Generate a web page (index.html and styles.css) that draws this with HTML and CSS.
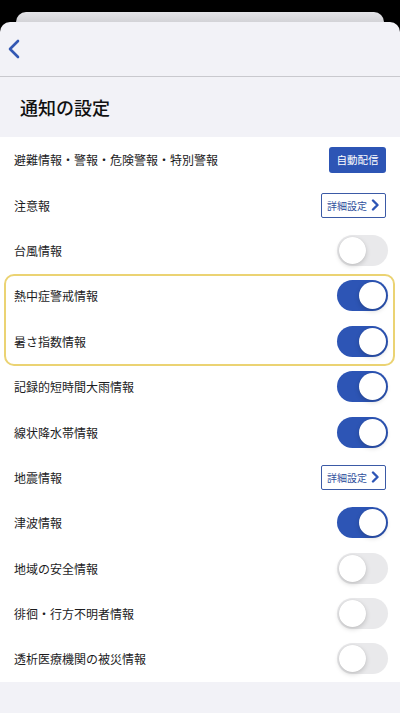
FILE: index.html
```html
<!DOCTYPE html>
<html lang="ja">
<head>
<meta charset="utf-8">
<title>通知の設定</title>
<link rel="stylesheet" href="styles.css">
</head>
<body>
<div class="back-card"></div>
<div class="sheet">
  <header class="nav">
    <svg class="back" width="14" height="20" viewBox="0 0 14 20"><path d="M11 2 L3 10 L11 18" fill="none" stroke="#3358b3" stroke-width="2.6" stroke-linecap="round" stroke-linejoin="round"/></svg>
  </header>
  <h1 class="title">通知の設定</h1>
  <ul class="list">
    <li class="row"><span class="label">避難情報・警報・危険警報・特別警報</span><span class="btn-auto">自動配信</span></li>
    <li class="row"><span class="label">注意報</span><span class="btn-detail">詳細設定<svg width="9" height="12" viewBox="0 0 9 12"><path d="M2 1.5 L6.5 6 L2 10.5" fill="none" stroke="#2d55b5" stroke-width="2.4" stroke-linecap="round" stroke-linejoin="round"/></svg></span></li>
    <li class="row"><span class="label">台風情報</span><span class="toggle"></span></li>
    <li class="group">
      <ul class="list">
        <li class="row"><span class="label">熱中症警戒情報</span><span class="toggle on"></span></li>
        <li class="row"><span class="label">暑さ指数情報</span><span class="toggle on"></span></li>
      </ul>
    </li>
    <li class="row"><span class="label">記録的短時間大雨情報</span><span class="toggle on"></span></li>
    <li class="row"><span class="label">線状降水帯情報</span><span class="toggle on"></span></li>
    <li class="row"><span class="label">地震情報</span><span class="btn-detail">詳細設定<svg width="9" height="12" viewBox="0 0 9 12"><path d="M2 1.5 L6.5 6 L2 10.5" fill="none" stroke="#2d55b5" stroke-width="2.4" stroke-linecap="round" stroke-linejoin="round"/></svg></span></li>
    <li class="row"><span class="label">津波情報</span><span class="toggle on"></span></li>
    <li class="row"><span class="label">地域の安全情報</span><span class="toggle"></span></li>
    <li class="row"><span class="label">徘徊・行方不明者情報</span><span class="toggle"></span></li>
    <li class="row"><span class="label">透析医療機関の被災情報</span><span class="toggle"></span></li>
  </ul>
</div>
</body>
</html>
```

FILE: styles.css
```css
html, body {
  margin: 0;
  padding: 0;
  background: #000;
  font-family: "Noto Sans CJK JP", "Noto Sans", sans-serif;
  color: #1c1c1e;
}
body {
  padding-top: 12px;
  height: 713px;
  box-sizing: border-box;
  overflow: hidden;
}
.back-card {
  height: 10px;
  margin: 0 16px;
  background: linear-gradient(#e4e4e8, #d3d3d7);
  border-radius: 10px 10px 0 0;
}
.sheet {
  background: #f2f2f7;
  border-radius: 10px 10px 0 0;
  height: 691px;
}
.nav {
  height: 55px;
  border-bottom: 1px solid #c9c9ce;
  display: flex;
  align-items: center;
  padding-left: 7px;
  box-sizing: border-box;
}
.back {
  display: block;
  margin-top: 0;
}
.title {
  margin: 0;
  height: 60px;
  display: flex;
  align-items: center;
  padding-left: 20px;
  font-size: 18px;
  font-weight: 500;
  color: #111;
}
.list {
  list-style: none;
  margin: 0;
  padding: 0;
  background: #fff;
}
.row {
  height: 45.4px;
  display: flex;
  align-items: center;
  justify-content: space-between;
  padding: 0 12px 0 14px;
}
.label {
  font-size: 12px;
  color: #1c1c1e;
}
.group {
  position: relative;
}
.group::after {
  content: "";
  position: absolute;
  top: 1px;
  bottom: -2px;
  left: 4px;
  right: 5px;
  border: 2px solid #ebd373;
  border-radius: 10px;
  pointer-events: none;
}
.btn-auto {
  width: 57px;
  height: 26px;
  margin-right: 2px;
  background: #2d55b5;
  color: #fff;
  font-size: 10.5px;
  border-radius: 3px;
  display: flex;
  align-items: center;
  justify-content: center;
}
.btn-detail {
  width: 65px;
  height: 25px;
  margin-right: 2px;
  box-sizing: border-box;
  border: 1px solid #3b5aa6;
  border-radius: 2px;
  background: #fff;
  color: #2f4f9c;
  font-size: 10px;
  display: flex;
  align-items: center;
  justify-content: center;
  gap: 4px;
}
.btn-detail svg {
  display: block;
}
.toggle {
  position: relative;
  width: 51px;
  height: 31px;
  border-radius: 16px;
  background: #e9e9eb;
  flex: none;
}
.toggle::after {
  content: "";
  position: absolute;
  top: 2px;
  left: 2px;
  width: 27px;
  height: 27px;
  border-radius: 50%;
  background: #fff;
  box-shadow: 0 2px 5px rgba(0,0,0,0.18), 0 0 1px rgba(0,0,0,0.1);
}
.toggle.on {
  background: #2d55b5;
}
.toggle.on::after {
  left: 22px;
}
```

=-=-=

Write out each line again precisely as it appears, skipping every picture.

Generate a web page (index.html and styles.css) that draws this with HTML and CSS.
FILE: index.html
```html
<!DOCTYPE html>
<html lang="ja">
<head>
<meta charset="utf-8">
<title>通知の設定</title>
<link rel="stylesheet" href="styles.css">
</head>
<body>
<div class="back-card"></div>
<div class="sheet">
  <header class="nav">
    <svg class="back" width="14" height="20" viewBox="0 0 14 20"><path d="M11 2 L3 10 L11 18" fill="none" stroke="#3358b3" stroke-width="2.6" stroke-linecap="round" stroke-linejoin="round"/></svg>
  </header>
  <h1 class="title">通知の設定</h1>
  <ul class="list">
    <li class="row"><span class="label">避難情報・警報・危険警報・特別警報</span><span class="btn-auto">自動配信</span></li>
    <li class="row"><span class="label">注意報</span><span class="btn-detail">詳細設定<svg width="9" height="12" viewBox="0 0 9 12"><path d="M2 1.5 L6.5 6 L2 10.5" fill="none" stroke="#2d55b5" stroke-width="2.4" stroke-linecap="round" stroke-linejoin="round"/></svg></span></li>
    <li class="row"><span class="label">台風情報</span><span class="toggle"></span></li>
    <li class="group">
      <ul class="list">
        <li class="row"><span class="label">熱中症警戒情報</span><span class="toggle on"></span></li>
        <li class="row"><span class="label">暑さ指数情報</span><span class="toggle on"></span></li>
      </ul>
    </li>
    <li class="row"><span class="label">記録的短時間大雨情報</span><span class="toggle on"></span></li>
    <li class="row"><span class="label">線状降水帯情報</span><span class="toggle on"></span></li>
    <li class="row"><span class="label">地震情報</span><span class="btn-detail">詳細設定<svg width="9" height="12" viewBox="0 0 9 12"><path d="M2 1.5 L6.5 6 L2 10.5" fill="none" stroke="#2d55b5" stroke-width="2.4" stroke-linecap="round" stroke-linejoin="round"/></svg></span></li>
    <li class="row"><span class="label">津波情報</span><span class="toggle on"></span></li>
    <li class="row"><span class="label">地域の安全情報</span><span class="toggle"></span></li>
    <li class="row"><span class="label">徘徊・行方不明者情報</span><span class="toggle"></span></li>
    <li class="row"><span class="label">透析医療機関の被災情報</span><span class="toggle"></span></li>
  </ul>
</div>
</body>
</html>
```

FILE: styles.css
```css
html, body {
  margin: 0;
  padding: 0;
  background: #000;
  font-family: "Noto Sans CJK JP", "Noto Sans", sans-serif;
  color: #1c1c1e;
}
body {
  padding-top: 12px;
  height: 713px;
  box-sizing: border-box;
  overflow: hidden;
}
.back-card {
  height: 10px;
  margin: 0 16px;
  background: linear-gradient(#e4e4e8, #d3d3d7);
  border-radius: 10px 10px 0 0;
}
.sheet {
  background: #f2f2f7;
  border-radius: 10px 10px 0 0;
  height: 691px;
}
.nav {
  height: 55px;
  border-bottom: 1px solid #c9c9ce;
  display: flex;
  align-items: center;
  padding-left: 7px;
  box-sizing: border-box;
}
.back {
  display: block;
  margin-top: 0;
}
.title {
  margin: 0;
  height: 60px;
  display: flex;
  align-items: center;
  padding-left: 20px;
  font-size: 18px;
  font-weight: 500;
  color: #111;
}
.list {
  list-style: none;
  margin: 0;
  padding: 0;
  background: #fff;
}
.row {
  height: 45.4px;
  display: flex;
  align-items: center;
  justify-content: space-between;
  padding: 0 12px 0 14px;
}
.label {
  font-size: 12px;
  color: #1c1c1e;
}
.group {
  position: relative;
}
.group::after {
  content: "";
  position: absolute;
  top: 1px;
  bottom: -2px;
  left: 4px;
  right: 5px;
  border: 2px solid #ebd373;
  border-radius: 10px;
  pointer-events: none;
}
.btn-auto {
  width: 57px;
  height: 26px;
  margin-right: 2px;
  background: #2d55b5;
  color: #fff;
  font-size: 10.5px;
  border-radius: 3px;
  display: flex;
  align-items: center;
  justify-content: center;
}
.btn-detail {
  width: 65px;
  height: 25px;
  margin-right: 2px;
  box-sizing: border-box;
  border: 1px solid #3b5aa6;
  border-radius: 2px;
  background: #fff;
  color: #2f4f9c;
  font-size: 10px;
  display: flex;
  align-items: center;
  justify-content: center;
  gap: 4px;
}
.btn-detail svg {
  display: block;
}
.toggle {
  position: relative;
  width: 51px;
  height: 31px;
  border-radius: 16px;
  background: #e9e9eb;
  flex: none;
}
.toggle::after {
  content: "";
  position: absolute;
  top: 2px;
  left: 2px;
  width: 27px;
  height: 27px;
  border-radius: 50%;
  background: #fff;
  box-shadow: 0 2px 5px rgba(0,0,0,0.18), 0 0 1px rgba(0,0,0,0.1);
}
.toggle.on {
  background: #2d55b5;
}
.toggle.on::after {
  left: 22px;
}
```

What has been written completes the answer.